The objective of this study is to elucidate the effects of MgO promotors on the catalytic physico-chemical properties of Ru/γ-Al2O3 catalysts and the activity during the tricyclopentadiene (TCPD) hydrogenation reaction. Ru/γ-Al2O3 and Ru-MgO/γ-Al2O3 catalysts were produced by means of a coprecipitation method and formed in a bead type. The specific surface area of the regenerated Ru-MgO/γ-Al2O3 catalyst is much larger than that of the regenerated Ru/γ-Al2O3 catalyst. It was confirmed that the addition of MgO has the effect of alleviating the decrease of the specific surface area during the repetitive regeneration procedure. The addition of MgO had no significant effect on the reducibility of the Ru/γ-Al2O3 catalyst. The results of XRD, CO chemisorption and TEM imagery show that the addition of MgO to the Ru/γ-Al2O3 catalyst has the effect of decreasing the mobility of Ru atoms during repetitive regeneration at 650 °C. It was confirmed that the degree of catalyst deactivation during four repetitive regeneration trials was much lower than that with an unpromoted catalyst, likely because the addition of MgO prevented the sintering of Ru at the regeneration temperature of 650 °C. The Ru-MgO/γ-Al2O3 catalyst is a possible candidate as a reusable catalyst for use during the TCPD hydrogenation reaction.

Introduction

Exo-tetrahydrotricyclopentadiene (exo-THTCPD) has drawn keen interest as a type of high-energy-density fuel (HEDF) that features a high density (1.04 g/ml) and high heating value (40∼42 MJ/L) [[1], [2], [3], [4]]. Exo-tetrahydrotricyclopentadiene (exo-THTCPD) goes through the following three steps of production [[5], [6], [7], [8], [9], [10]]: First, as by-products of the naphtha cracking process, cyclopentadiene (CPD) and endo-dicyclopentadiene (endo-DCPD) are produced.
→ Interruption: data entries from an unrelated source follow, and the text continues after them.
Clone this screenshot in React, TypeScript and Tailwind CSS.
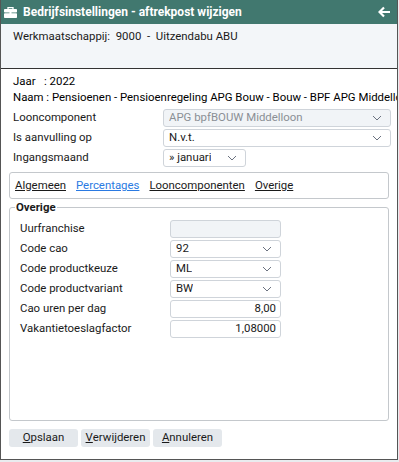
import * as React from 'react';

const Chevron = () => (
  <svg width="10" height="6" viewBox="0 0 10 6" className="shrink-0">
    <path d="M1 1 L5 5 L9 1" fill="none" stroke="#6b7280" strokeWidth="1" />
  </svg>
);

type SelectProps = { value: string; width: string; disabled?: boolean };

const Select = ({ value, width, disabled }: SelectProps) => (
  <div
    className={`flex h-[18px] items-center justify-between rounded-[3px] border border-[#cfd4da] pl-[5px] pr-[8px] ${width} ${
      disabled ? 'bg-[#f1f4f7] text-[#8a8f95]' : 'bg-white text-[#1a1a1a]'
    }`}
  >
    <span className="truncate">{value}</span>
    <Chevron />
  </div>
);

const Input = ({ value, disabled }: { value?: string; disabled?: boolean }) => (
  <div
    className={`flex h-[18px] w-[111px] items-center justify-end rounded-[3px] border border-[#cfd4da] px-[4px] ${
      disabled ? 'bg-[#f1f4f7]' : 'bg-white'
    }`}
  >
    {value}
  </div>
);

const Row = ({ label, children }: { label: string; children: React.ReactNode }) => (
  <div className="flex h-[18px] items-center">
    <div className="w-[150px] shrink-0">{label}</div>
    {children}
  </div>
);

export default function App() {
  return (
    <div
      className="h-[462px] w-[399px] bg-[#e9ecef] text-[11.4px] text-[#1a1a1a]"
      style={{ fontFamily: 'Roboto, "Liberation Sans", sans-serif' }}
    >
      <div className="flex h-[460px] w-[398px] flex-col border-x border-b border-[#555]">
        {/* title bar */}
        <div className="flex h-[24px] shrink-0 items-center justify-between bg-[#41786f] pl-[3px] pr-[6px] text-white">
          <div className="flex items-center gap-[6px]">
            <svg width="13" height="11" viewBox="0 0 13 11">
              <path d="M4 2 V0.5 H9 V2" fill="none" stroke="white" strokeWidth="1.3" />
              <rect x="0" y="2" width="13" height="3.5" rx="0.8" fill="white" />
              <rect x="0" y="6.3" width="13" height="4.7" rx="0.8" fill="white" />
              <rect x="5.5" y="4.5" width="2" height="2.6" fill="white" />
            </svg>
            <span className="text-[12px] font-bold">Bedrijfsinstellingen - aftrekpost wijzigen</span>
          </div>
          <svg width="13" height="12" viewBox="0 0 13 12">
            <path d="M12 6 H2 M6 1.5 L1.5 6 L6 10.5" fill="none" stroke="white" strokeWidth="2.2" />
          </svg>
        </div>

        {/* company band */}
        <div className="h-[44px] shrink-0 whitespace-pre bg-[#f3f6f9] pl-[12px] pt-[4px] leading-[16px]">
          {'Werkmaatschappij:  9000  -  Uitzendabu ABU'}
        </div>

        {/* content */}
        <div className="flex flex-1 flex-col overflow-hidden border-t border-[#333] bg-white">
          <div className="whitespace-pre pl-[12px] pt-[4px] leading-[16px] text-black">
            <div>{'Jaar   : 2022'}</div>
            <div className="whitespace-nowrap">Naam : Pensioenen - Pensioenregeling APG Bouw - Bouw - BPF APG Middelloon</div>
          </div>

          <div className="mt-[4px] flex flex-col gap-[2px] pl-[12px]">
            <Row label="Looncomponent">
              <Select value="APG bpfBOUW Middelloon" width="w-[228px]" disabled />
            </Row>
            <Row label="Is aanvulling op">
              <Select value="N.v.t." width="w-[228px]" />
            </Row>
            <Row label="Ingangsmaand">
              <Select value="» januari" width="w-[83px]" />
            </Row>
          </div>

          <div className="mx-[8px] mt-[5px] flex h-[27px] shrink-0 items-center gap-[10px] rounded-[3px] border border-[#c4c8cc] px-[5px]">
            <span className="underline">Algemeen</span>
            <span className="text-[#2a7ae2] underline">Percentages</span>
            <span className="underline">Looncomponenten</span>
            <span className="underline">Overige</span>
          </div>

          <fieldset className="mx-[8px] mt-[1px] h-[221px] shrink-0 rounded-[3px] border border-[#c4c8cc] px-[10px]">
            <legend className="-ml-[5px] px-[1px] font-bold leading-[15px]">Overige</legend>
            <div className="mt-[5px] flex flex-col gap-[2px]">
              <Row label="Uurfranchise">
                <Input disabled />
              </Row>
              <Row label="Code cao">
                <Select value="92" width="w-[111px]" />
              </Row>
              <Row label="Code productkeuze">
                <Select value="ML" width="w-[111px]" />
              </Row>
              <Row label="Code productvariant">
                <Select value="BW" width="w-[111px]" />
              </Row>
              <Row label="Cao uren per dag">
                <Input value="8,00" />
              </Row>
              <Row label="Vakantietoeslagfactor">
                <Input value="1,08000" />
              </Row>
            </div>
          </fieldset>

          <div className="ml-[8px] mt-[8px] flex gap-[3px]">
            {[
              ['O', 'pslaan'],
              ['V', 'erwijderen'],
              ['A', 'nnuleren'],
            ].map(([k, rest]) => (
              <div
                key={k}
                className="flex h-[18px] w-[69px] items-center justify-center rounded-[3px] bg-[#e4e8ec]"
              >
                <span className="underline">{k}</span>
                {rest}
              </div>
            ))}
          </div>
        </div>
      </div>
    </div>
  );
}
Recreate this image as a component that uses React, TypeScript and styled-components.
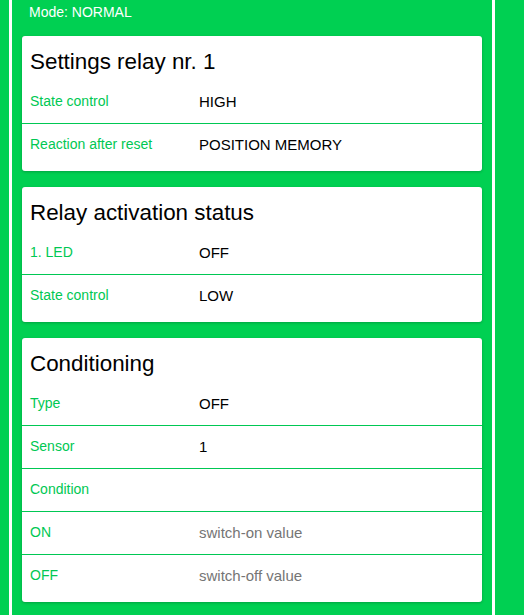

In the endo-DCPD and CPD oligomerization step, endo-tricyclopentadiene (endo-TCPD) is produced. Second, endo-tetrahydrotricyclopentadiene (endo-THTCPD) is produced from the hydrogenation reaction of endo-TCPD. Third, isomerization converts endo-THTCPD into exo-THTCPD.

There have been some research findings on catalysts for the DCPD hydrogenation reaction. In contrast, there have been very few studies of heterogeneous catalysts for the TCPD hydrogenation reaction [11]. As a TCPD hydrogenation catalyst, Pd-B/γ-Al2O3 prepared through an impregnation approach has been studied [12]. γ-Alumina has been widely used as a catalyst support for high-temperature hydrogenation reactions owing to its good thermal stability. In addition, catalysts containing Pd, Pt, and Rh metals are known for their outstanding activity during hydrogenation reactions of multicyclic hydrocarbons [[13], [14], [15], [16], [17], [18], [19]]. This study applies catalysts where Ru, which is less expensive than the precious metals discussed above, is deposited onto γ-alumina to realize the TCPD hydrogenation reaction.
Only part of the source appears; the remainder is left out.